10En somme, il est grand temps de se poser la question de savoir si les représentations de la période 1450-1550 peuvent bien être appelées « théâtre » au sens que nous conférons à ce terme ; il est urgent de se demander en quel sens l’activité performative (ou théâtrale) a pu avoir une dynamique interne tant et si bien que la période, au lieu de se présenter comme une unité, s’avère être la trajectoire d’un devenir ; il est nécessaire de mettre en question le caractère « français » de ces représentations qui, au lieu de contribuer ensemble au devenir d’un théâtre « national » peuvent tout aussi bien n’avoir eu qu’une portée locale ou régionale sans que celle-ci soit nécessairement à intégrer à une courbe plane rendant compte du devenir du théâtre français.
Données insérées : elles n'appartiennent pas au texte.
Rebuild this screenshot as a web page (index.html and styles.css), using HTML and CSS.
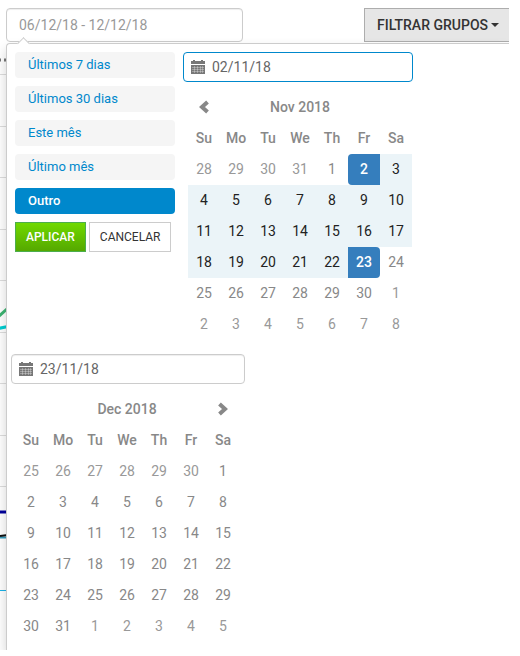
FILE: index.html
```html
<!DOCTYPE html>
<html lang="pt-BR">
<head>
<meta charset="utf-8">
<title>Filtro de período</title>
<link rel="stylesheet" href="styles.css">
</head>
<body>
<main class="page">
  <header class="toolbar">
    <input class="period" type="text" value="06/12/18 - 12/12/18" aria-label="Período">
    <button class="filter" type="button">FILTRAR GRUPOS<span class="caret"></span></button>
  </header>
  <div class="stage">
    <svg class="chart" width="12" height="607" viewBox="0 43 12 607" aria-hidden="true">
      <path d="M0 74.500H12M0 126.500H12M0 177.500H12M0 229.500H12M0 280.500H12M0 332.500H12M0 383.500H12M0 435.500H12M0 486.500H12" stroke="#ddd"/>
      <path d="M0 58.500v3M5 58.500v3" stroke="#777" stroke-width="2"/>
      <path d="M-2 317L8 308" stroke="#3cb371" stroke-width="3"/>
      <path d="M-2 328.500L8 326.500" stroke="#00ced1" stroke-width="3"/>
      <path d="M0 512H12" stroke="#00009c" stroke-width="3"/>
      <path d="M0 537.500H12" stroke="#3399bb" stroke-width="2"/>
      <path d="M0 536L8 535" stroke="#111" stroke-width="2"/>
      <path d="M0 590.500H12" stroke="#1ab2e8"/>
    </svg>
    <section class="picker" aria-label="Selecionar período">
      <div class="picker-top">
        <div class="ranges">
          <button class="range" type="button">Últimos 7 dias</button>
          <button class="range" type="button">Últimos 30 dias</button>
          <button class="range" type="button">Este mês</button>
          <button class="range" type="button">Último mês</button>
          <button class="range active" type="button">Outro</button>
          <div class="actions">
            <button class="apply" type="button">APLICAR</button>
            <button class="cancel" type="button">CANCELAR</button>
          </div>
        </div>
        <div class="calendar start">
          <label class="date focused">
            <svg class="icon" width="14" height="14" viewBox="0 0 14 14" aria-hidden="true"><path fill="#777" d="M0 1h2V0h2v1h6V0h2v1h2v3H0zM0 5h14v9H0z"/><path stroke="#fff" stroke-opacity=".6" d="M1 7.500h12M1 9.500h12M1 11.500h12M3.500 6v7M6.500 6v7M9.500 6v7M11.500 6v7" stroke-width=".5"/></svg>
            <input type="text" value="02/11/18" aria-label="Data inicial">
          </label>
          <table class="month">
            <colgroup><col span="7"></colgroup>
            <thead>
              <tr><th><button class="nav" type="button" aria-label="Mês anterior"><svg width="12" height="14" viewBox="0 0 12 14"><path d="M9.500 2L4 7l5.500 5" fill="none" stroke="#888" stroke-width="4"/></svg></button></th><th colspan="5">Nov 2018</th><th></th></tr>
              <tr><th>Su</th><th>Mo</th><th>Tu</th><th>We</th><th>Th</th><th>Fr</th><th>Sa</th></tr>
            </thead>
            <tbody>
              <tr><td class="off">28</td><td class="off">29</td><td class="off">30</td><td class="off">31</td><td>1</td><td class="edge first">2</td><td class="in">3</td></tr>
              <tr><td class="in">4</td><td class="in">5</td><td class="in">6</td><td class="in">7</td><td class="in">8</td><td class="in">9</td><td class="in">10</td></tr>
              <tr><td class="in">11</td><td class="in">12</td><td class="in">13</td><td class="in">14</td><td class="in">15</td><td class="in">16</td><td class="in">17</td></tr>
              <tr><td class="in">18</td><td class="in">19</td><td class="in">20</td><td class="in">21</td><td class="in">22</td><td class="edge last">23</td><td>24</td></tr>
              <tr><td>25</td><td>26</td><td>27</td><td>28</td><td>29</td><td>30</td><td class="off">1</td></tr>
              <tr><td class="off">2</td><td class="off">3</td><td class="off">4</td><td class="off">5</td><td class="off">6</td><td class="off">7</td><td class="off">8</td></tr>
            </tbody>
          </table>
        </div>
      </div>
      <div class="calendar end">
        <label class="date">
          <svg class="icon" width="14" height="14" viewBox="0 0 14 14" aria-hidden="true"><path fill="#777" d="M0 1h2V0h2v1h6V0h2v1h2v3H0zM0 5h14v9H0z"/><path stroke="#fff" stroke-opacity=".6" d="M1 7.500h12M1 9.500h12M1 11.500h12M3.500 6v7M6.500 6v7M9.500 6v7M11.500 6v7" stroke-width=".5"/></svg>
          <input type="text" value="23/11/18" aria-label="Data final">
        </label>
        <table class="month">
          <colgroup><col span="7"></colgroup>
          <thead>
            <tr><th></th><th colspan="5">Dec 2018</th><th><button class="nav" type="button" aria-label="Próximo mês"><svg width="12" height="14" viewBox="0 0 12 14"><path d="M2.500 2L8 7l-5.500 5" fill="none" stroke="#888" stroke-width="4"/></svg></button></th></tr>
            <tr><th>Su</th><th>Mo</th><th>Tu</th><th>We</th><th>Th</th><th>Fr</th><th>Sa</th></tr>
          </thead>
          <tbody>
            <tr><td class="off">25</td><td class="off">26</td><td class="off">27</td><td class="off">28</td><td class="off">29</td><td class="off">30</td><td>1</td></tr>
            <tr><td>2</td><td>3</td><td>4</td><td>5</td><td>6</td><td>7</td><td>8</td></tr>
            <tr><td>9</td><td>10</td><td>11</td><td>12</td><td>13</td><td>14</td><td>15</td></tr>
            <tr><td>16</td><td>17</td><td>18</td><td>19</td><td>20</td><td>21</td><td>22</td></tr>
            <tr><td>23</td><td>24</td><td>25</td><td>26</td><td>27</td><td>28</td><td>29</td></tr>
            <tr><td>30</td><td>31</td><td class="off">1</td><td class="off">2</td><td class="off">3</td><td class="off">4</td><td class="off">5</td></tr>
          </tbody>
        </table>
      </div>
    </section>
  </div>
</main>
</body>
</html>
```
FILE: styles.css
```css
* {
  box-sizing: border-box;
}

body {
  margin: 0;
  background: #fff;
  color: #777;
  font: 14px/20px Roboto, sans-serif;
}

button,
input {
  margin: 0;
  font: inherit;
  outline: 0;
}

.page {
  margin-right: 11px;
  overflow: hidden;
}

.toolbar {
  display: flex;
  justify-content: space-between;
  padding: 8px 0 1px 6px;
}

.period {
  width: 237px;
  height: 34px;
  padding: 0 12px;
  border: 1px solid #ccc;
  border-radius: 4px;
  background: #fff;
  color: #999;
  box-shadow: inset 0 1px 1px rgba(0, 0, 0, .07);
}

.filter {
  display: flex;
  align-items: center;
  gap: 3px;
  height: 34px;
  padding: 0 10px 0 12px;
  border: 1px solid #adadad;
  border-right: 0;
  background: #e6e6e6;
  color: #333;
  font-weight: 500;
}

.caret {
  border: 4px solid transparent;
  border-top-color: #333;
  border-bottom: 0;
}

.stage {
  position: relative;
}

.chart {
  position: absolute;
  top: 0;
  left: 0;
}

.picker {
  position: relative;
  margin-left: 6px;
  padding: 8px 4px;
  border: 1px solid #ccc;
  border-width: 1px 0 0 1px;
  border-radius: 4px 0 0 0;
  background: #fff;
  box-shadow: 0 6px 12px rgba(0, 0, 0, .18);
}

.picker::before {
  content: "";
  position: absolute;
  top: -5px;
  left: 12px;
  width: 8px;
  height: 8px;
  border: 1px solid #ccc;
  border-width: 1px 0 0 1px;
  background: #fff;
  transform: rotate(45deg);
}

.picker-top {
  display: flex;
  gap: 8px;
  padding-left: 4px;
}

.ranges {
  display: flex;
  flex-direction: column;
  gap: 8px;
  width: 160px;
}

.range {
  height: 26px;
  padding: 0 13px;
  border: 0;
  border-radius: 4px;
  background: #f5f5f5;
  color: #08c;
  font-size: 13px;
  text-align: left;
}

.range.active {
  background: #08c;
  color: #fff;
  font-weight: 500;
}

.actions {
  display: flex;
  gap: 3px;
}

.apply,
.cancel {
  height: 30px;
  padding: 0 10px;
  border: 1px solid #ccc;
  background: #fff;
  color: #333;
  font-size: 12px;
}

.apply {
  border-color: #4cae4c;
  background: linear-gradient(#70d900, #55a800);
  color: #fff;
  font-weight: 500;
}

.start {
  width: 230px;
}

.end {
  width: 234px;
  margin-top: 14px;
}

.date {
  display: flex;
  align-items: center;
  gap: 7px;
  height: 30px;
  padding: 0 7px;
  border: 1px solid #ccc;
  border-radius: 4px;
  box-shadow: inset 0 1px 1px rgba(0, 0, 0, .07);
}

.date.focused {
  border-color: #08c;
  box-shadow: none;
}

.date input {
  flex: 1;
  min-width: 0;
  padding: 0 0 1px;
  border: 0;
  background: none;
  color: #666;
}

.month {
  width: 224px;
  margin: 10px 0 0 4px;
  border-collapse: collapse;
  table-layout: fixed;
}

.start .month {
  margin-left: 5px;
}

.month col {
  width: 32px;
}

.month th,
.month td {
  height: 31px;
  padding: 0 0 1px;
  text-align: center;
}

.month th {
  color: #888;
  font-weight: 500;
}

.month td {
  color: #888;
}

.month .off {
  color: #999;
}

.month .in {
  background: #ebf4f8;
  color: #222;
}

.month .edge {
  background: #357ebd;
  color: #fff;
  font-weight: 500;
}

.month .first {
  border-radius: 4px 0 0 4px;
}

.month .last {
  border-radius: 0 4px 4px 0;
}

.nav {
  display: block;
  width: 100%;
  height: 20px;
  padding: 0;
  border: 0;
  background: none;
}

.nav svg {
  display: block;
  margin: auto;
}
```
L’urgence d’une telle remise en question, sans doute également au-delà du seul théâtre polémique, est illustrée de manière décisive par les articles contenus dans ce volume.

Notes de bas de page

1 On pense notamment au fameux tableau de Pieter Baltens et à l’aquarelle du manuscrit de Cambrai – issue en fait d’un recueil de chansons fait pour Zeger de Maele à Bruges, en 1542.

2 Louis Thuasne (éd.), Johannis Burchardi Diarium rerum urbanarum commentarii (1483-1506), tome II, Paris, 1884, p. 246 (chez Robert Gaguin, on trouve une mention identique).